§ AVAILABLE DATA:
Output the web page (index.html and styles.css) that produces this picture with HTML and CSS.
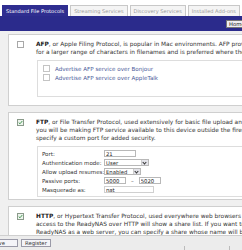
FILE: index.html
```html
<!DOCTYPE html>
<html>
<head>
<meta charset="utf-8">
<link rel="stylesheet" href="styles.css">
</head>
<body>
<div class="tabs">
  <div class="tab active">Standard File Protocols</div>
  <div class="tab">Streaming Services</div>
  <div class="tab">Discovery Services</div>
  <div class="tab">Installed Add-ons</div>
</div>
<div class="bar"><button class="home">Home</button></div>
<div class="content">
  <div class="card afp">
    <span class="cb"></span>
    <div class="body">
      <p class="desc"><b>AFP</b>, or Apple Filing Protocol, is popular in Mac environments. AFP provides support<br>for a larger range of characters in filenames and is preferred where the clients are Macs.</p>
      <div class="sub opts">
        <div class="opt"><span class="cb"></span>Advertise AFP service over Bonjour</div>
        <div class="opt"><span class="cb"></span>Advertise AFP service over AppleTalk</div>
      </div>
    </div>
  </div>
  <div class="card ftp">
    <span class="cb checked"><svg viewBox="0 0 7 7" width="5" height="5"><path d="M1 3.6 L2.8 5.3 L6 1.4" fill="none" stroke="#2a8a3a" stroke-width="1.2"/></svg></span>
    <div class="body">
      <p class="desc"><b>FTP</b>, or File Transfer Protocol, used extensively for basic file upload and download. If<br>you will be making FTP service available to this device outside the firewall, you can<br>specify a custom port for added security.</p>
      <div class="sub form">
        <div class="row"><span class="lbl">Port:</span><input class="in port" value="21"></div>
        <div class="row"><span class="lbl">Authentication mode:</span><span class="sel auth">User<i class="arr"></i></span></div>
        <div class="row"><span class="lbl">Allow upload resumes:</span><span class="sel resume">Enabled<i class="arr"></i></span></div>
        <div class="row"><span class="lbl">Passive ports:</span><input class="in pp" value="5000"><span class="dash">–</span><input class="in pp" value="5020"></div>
        <div class="row"><span class="lbl">Masquerade as:</span><input class="in masq" value="nat"></div>
      </div>
    </div>
  </div>
  <div class="card http">
    <span class="cb checked"><svg viewBox="0 0 7 7" width="5" height="5"><path d="M1 3.6 L2.8 5.3 L6 1.4" fill="none" stroke="#2a8a3a" stroke-width="1.2"/></svg></span>
    <div class="body">
      <p class="desc"><b>HTTP</b>, or Hypertext Transfer Protocol, used everywhere web browsers exist. Default<br>access to the ReadyNAS over HTTP will show a share list. If you want to use the<br>ReadyNAS as a web server, you can specify a share whose name will be the default.</p>
    </div>
  </div>
</div>
<div class="footer">
  <button class="btn first">Save</button>
  <button class="btn">Register</button>
  <span class="sep s1"></span>
  <span class="sep s2"></span>
</div>
</body>
</html>
```

FILE: styles.css
```css
html, body {
  margin: 0;
  padding: 0;
}
body {
  width: 242px;
  height: 250px;
  overflow: hidden;
  position: relative;
  background: #fff;
  font-family: "DejaVu Sans", Verdana, sans-serif;
  font-size: 5.85px;
  color: #333;
}
.tabs {
  display: flex;
  align-items: flex-end;
  gap: 2px;
  height: 16px;
  padding-left: 2px;
  box-sizing: border-box;
  white-space: nowrap;
  font-size: 5.1px;
}
.tab {
  height: 10px;
  line-height: 10px;
  padding: 0 3px;
  border: 1px solid #c8c8c8;
  border-bottom: none;
  background: #f4f4f4;
  color: #9a9a9a;
}
.tab.active {
  background: #2f2e90;
  border-color: #2f2e90;
  color: #fff;
}
.bar {
  height: 15px;
  background: #2b2b8c;
  display: flex;
  justify-content: flex-end;
  align-items: center;
}
.home {
  font: inherit;
  font-size: 5.3px;
  color: #222;
  height: 8px;
  line-height: 6px;
  padding: 0 2px;
  margin-right: -6px;
  background: #eeeef2;
  border: 1px solid #777;
  width: 22px;
  text-align: left;
}
.content {
  background: #f0f0f0;
  padding: 3px 0 0 8px;
  height: 230px;
}
.card {
  display: flex;
  width: 340px;
  background: #fff;
  border: 1px solid #cfcfcf;
  margin-bottom: 6px;
  padding: 5px 0 8px 8px;
}
.card.ftp {
  padding-bottom: 2px;
}
.cb {
  flex: none;
  width: 5px;
  height: 5px;
  border: 1px solid #a8a8a8;
  background: #fff;
  margin-top: 1px;
  display: flex;
  align-items: center;
  justify-content: center;
}
.cb.checked {
  background: #eef4ee;
  border-color: #8a9a8a;
}
.card > .cb {
  margin-right: 12px;
}
.body {
  flex: 1;
}
.desc {
  margin: 0;
  line-height: 8px;
  white-space: nowrap;
  color: #333;
}
.desc b {
  color: #222;
}
.sub {
  margin-top: 4px;
  margin-left: 1px;
  border: 1px solid #ddd;
  background: #fff;
}
.opts {
  padding: 3px 0 14px 5px;
}
.opt {
  display: flex;
  align-items: center;
  height: 9px;
  color: #4a5a9a;
  white-space: nowrap;
  font-size: 5.6px;
}
.opt .cb {
  margin: 0 5px 0 0;
  border-color: #c4c4c4;
}
.form {
  padding: 2px 0 2px 4px;
  font-size: 5.5px;
}
.row {
  display: flex;
  align-items: center;
  height: 9px;
  white-space: nowrap;
  color: #333;
}
.lbl {
  width: 62px;
  flex: none;
}
.in {
  font: inherit;
  font-size: 5.3px;
  height: 7px;
  box-sizing: border-box;
  border: 1px solid #b8b8b8;
  padding: 0 1px;
  margin: 0;
  color: #222;
  background: #fff;
}
.port { width: 32px; }
.pp { width: 22px; }
.masq { width: 50px; border-color: #d0d0d0; }
.dash {
  margin: 0 5px;
  color: #555;
}
.sel {
  display: inline-flex;
  align-items: center;
  justify-content: space-between;
  height: 7px;
  box-sizing: border-box;
  border: 1px solid #b8b8b8;
  padding-left: 1px;
  background: #fff;
  color: #222;
  font-size: 5.3px;
}
.auth { width: 45px; }
.resume { width: 37px; }
.arr {
  width: 6px;
  height: 5px;
  background: #e4e4ea;
  border-left: 1px solid #ccc;
  position: relative;
}
.arr::after {
  content: "";
  position: absolute;
  left: 1px;
  top: 1px;
  width: 2px;
  height: 2px;
  border-right: 1px solid #333;
  border-bottom: 1px solid #333;
  transform: rotate(45deg);
}
.footer {
  position: absolute;
  left: 0;
  right: 0;
  bottom: 0;
  height: 14px;
  background: #ececec;
  border-top: 1px solid #cfcfcf;
  display: flex;
  align-items: center;
  gap: 3px;
}
.btn {
  font: inherit;
  font-size: 5.3px;
  height: 8px;
  line-height: 6px;
  padding: 0 3px;
  background: #f4f4f8;
  border: 1px solid #9a9aa8;
  color: #333;
}
.btn.first {
  margin-left: -10px;
  width: 28px;
  padding-left: 1px;
  text-align: left;
}
.sep {
  position: absolute;
  bottom: 0;
  width: 1px;
  height: 4px;
  background: #bbb;
}
.s1 { left: 184px; }
.s2 { left: 229px; }
```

§ YOUR GOAL: All of the lines above should be printed exactly, minus the pictures.

§ SOLUTION:
Output the web page (index.html and styles.css) that produces this picture with HTML and CSS.
FILE: index.html
```html
<!DOCTYPE html>
<html>
<head>
<meta charset="utf-8">
<link rel="stylesheet" href="styles.css">
</head>
<body>
<div class="tabs">
  <div class="tab active">Standard File Protocols</div>
  <div class="tab">Streaming Services</div>
  <div class="tab">Discovery Services</div>
  <div class="tab">Installed Add-ons</div>
</div>
<div class="bar"><button class="home">Home</button></div>
<div class="content">
  <div class="card afp">
    <span class="cb"></span>
    <div class="body">
      <p class="desc"><b>AFP</b>, or Apple Filing Protocol, is popular in Mac environments. AFP provides support<br>for a larger range of characters in filenames and is preferred where the clients are Macs.</p>
      <div class="sub opts">
        <div class="opt"><span class="cb"></span>Advertise AFP service over Bonjour</div>
        <div class="opt"><span class="cb"></span>Advertise AFP service over AppleTalk</div>
      </div>
    </div>
  </div>
  <div class="card ftp">
    <span class="cb checked"><svg viewBox="0 0 7 7" width="5" height="5"><path d="M1 3.6 L2.8 5.3 L6 1.4" fill="none" stroke="#2a8a3a" stroke-width="1.2"/></svg></span>
    <div class="body">
      <p class="desc"><b>FTP</b>, or File Transfer Protocol, used extensively for basic file upload and download. If<br>you will be making FTP service available to this device outside the firewall, you can<br>specify a custom port for added security.</p>
      <div class="sub form">
        <div class="row"><span class="lbl">Port:</span><input class="in port" value="21"></div>
        <div class="row"><span class="lbl">Authentication mode:</span><span class="sel auth">User<i class="arr"></i></span></div>
        <div class="row"><span class="lbl">Allow upload resumes:</span><span class="sel resume">Enabled<i class="arr"></i></span></div>
        <div class="row"><span class="lbl">Passive ports:</span><input class="in pp" value="5000"><span class="dash">–</span><input class="in pp" value="5020"></div>
        <div class="row"><span class="lbl">Masquerade as:</span><input class="in masq" value="nat"></div>
      </div>
    </div>
  </div>
  <div class="card http">
    <span class="cb checked"><svg viewBox="0 0 7 7" width="5" height="5"><path d="M1 3.6 L2.8 5.3 L6 1.4" fill="none" stroke="#2a8a3a" stroke-width="1.2"/></svg></span>
    <div class="body">
      <p class="desc"><b>HTTP</b>, or Hypertext Transfer Protocol, used everywhere web browsers exist. Default<br>access to the ReadyNAS over HTTP will show a share list. If you want to use the<br>ReadyNAS as a web server, you can specify a share whose name will be the default.</p>
    </div>
  </div>
</div>
<div class="footer">
  <button class="btn first">Save</button>
  <button class="btn">Register</button>
  <span class="sep s1"></span>
  <span class="sep s2"></span>
</div>
</body>
</html>
```

FILE: styles.css
```css
html, body {
  margin: 0;
  padding: 0;
}
body {
  width: 242px;
  height: 250px;
  overflow: hidden;
  position: relative;
  background: #fff;
  font-family: "DejaVu Sans", Verdana, sans-serif;
  font-size: 5.85px;
  color: #333;
}
.tabs {
  display: flex;
  align-items: flex-end;
  gap: 2px;
  height: 16px;
  padding-left: 2px;
  box-sizing: border-box;
  white-space: nowrap;
  font-size: 5.1px;
}
.tab {
  height: 10px;
  line-height: 10px;
  padding: 0 3px;
  border: 1px solid #c8c8c8;
  border-bottom: none;
  background: #f4f4f4;
  color: #9a9a9a;
}
.tab.active {
  background: #2f2e90;
  border-color: #2f2e90;
  color: #fff;
}
.bar {
  height: 15px;
  background: #2b2b8c;
  display: flex;
  justify-content: flex-end;
  align-items: center;
}
.home {
  font: inherit;
  font-size: 5.3px;
  color: #222;
  height: 8px;
  line-height: 6px;
  padding: 0 2px;
  margin-right: -6px;
  background: #eeeef2;
  border: 1px solid #777;
  width: 22px;
  text-align: left;
}
.content {
  background: #f0f0f0;
  padding: 3px 0 0 8px;
  height: 230px;
}
.card {
  display: flex;
  width: 340px;
  background: #fff;
  border: 1px solid #cfcfcf;
  margin-bottom: 6px;
  padding: 5px 0 8px 8px;
}
.card.ftp {
  padding-bottom: 2px;
}
.cb {
  flex: none;
  width: 5px;
  height: 5px;
  border: 1px solid #a8a8a8;
  background: #fff;
  margin-top: 1px;
  display: flex;
  align-items: center;
  justify-content: center;
}
.cb.checked {
  background: #eef4ee;
  border-color: #8a9a8a;
}
.card > .cb {
  margin-right: 12px;
}
.body {
  flex: 1;
}
.desc {
  margin: 0;
  line-height: 8px;
  white-space: nowrap;
  color: #333;
}
.desc b {
  color: #222;
}
.sub {
  margin-top: 4px;
  margin-left: 1px;
  border: 1px solid #ddd;
  background: #fff;
}
.opts {
  padding: 3px 0 14px 5px;
}
.opt {
  display: flex;
  align-items: center;
  height: 9px;
  color: #4a5a9a;
  white-space: nowrap;
  font-size: 5.6px;
}
.opt .cb {
  margin: 0 5px 0 0;
  border-color: #c4c4c4;
}
.form {
  padding: 2px 0 2px 4px;
  font-size: 5.5px;
}
.row {
  display: flex;
  align-items: center;
  height: 9px;
  white-space: nowrap;
  color: #333;
}
.lbl {
  width: 62px;
  flex: none;
}
.in {
  font: inherit;
  font-size: 5.3px;
  height: 7px;
  box-sizing: border-box;
  border: 1px solid #b8b8b8;
  padding: 0 1px;
  margin: 0;
  color: #222;
  background: #fff;
}
.port { width: 32px; }
.pp { width: 22px; }
.masq { width: 50px; border-color: #d0d0d0; }
.dash {
  margin: 0 5px;
  color: #555;
}
.sel {
  display: inline-flex;
  align-items: center;
  justify-content: space-between;
  height: 7px;
  box-sizing: border-box;
  border: 1px solid #b8b8b8;
  padding-left: 1px;
  background: #fff;
  color: #222;
  font-size: 5.3px;
}
.auth { width: 45px; }
.resume { width: 37px; }
.arr {
  width: 6px;
  height: 5px;
  background: #e4e4ea;
  border-left: 1px solid #ccc;
  position: relative;
}
.arr::after {
  content: "";
  position: absolute;
  left: 1px;
  top: 1px;
  width: 2px;
  height: 2px;
  border-right: 1px solid #333;
  border-bottom: 1px solid #333;
  transform: rotate(45deg);
}
.footer {
  position: absolute;
  left: 0;
  right: 0;
  bottom: 0;
  height: 14px;
  background: #ececec;
  border-top: 1px solid #cfcfcf;
  display: flex;
  align-items: center;
  gap: 3px;
}
.btn {
  font: inherit;
  font-size: 5.3px;
  height: 8px;
  line-height: 6px;
  padding: 0 3px;
  background: #f4f4f8;
  border: 1px solid #9a9aa8;
  color: #333;
}
.btn.first {
  margin-left: -10px;
  width: 28px;
  padding-left: 1px;
  text-align: left;
}
.sep {
  position: absolute;
  bottom: 0;
  width: 1px;
  height: 4px;
  background: #bbb;
}
.s1 { left: 184px; }
.s2 { left: 229px; }
```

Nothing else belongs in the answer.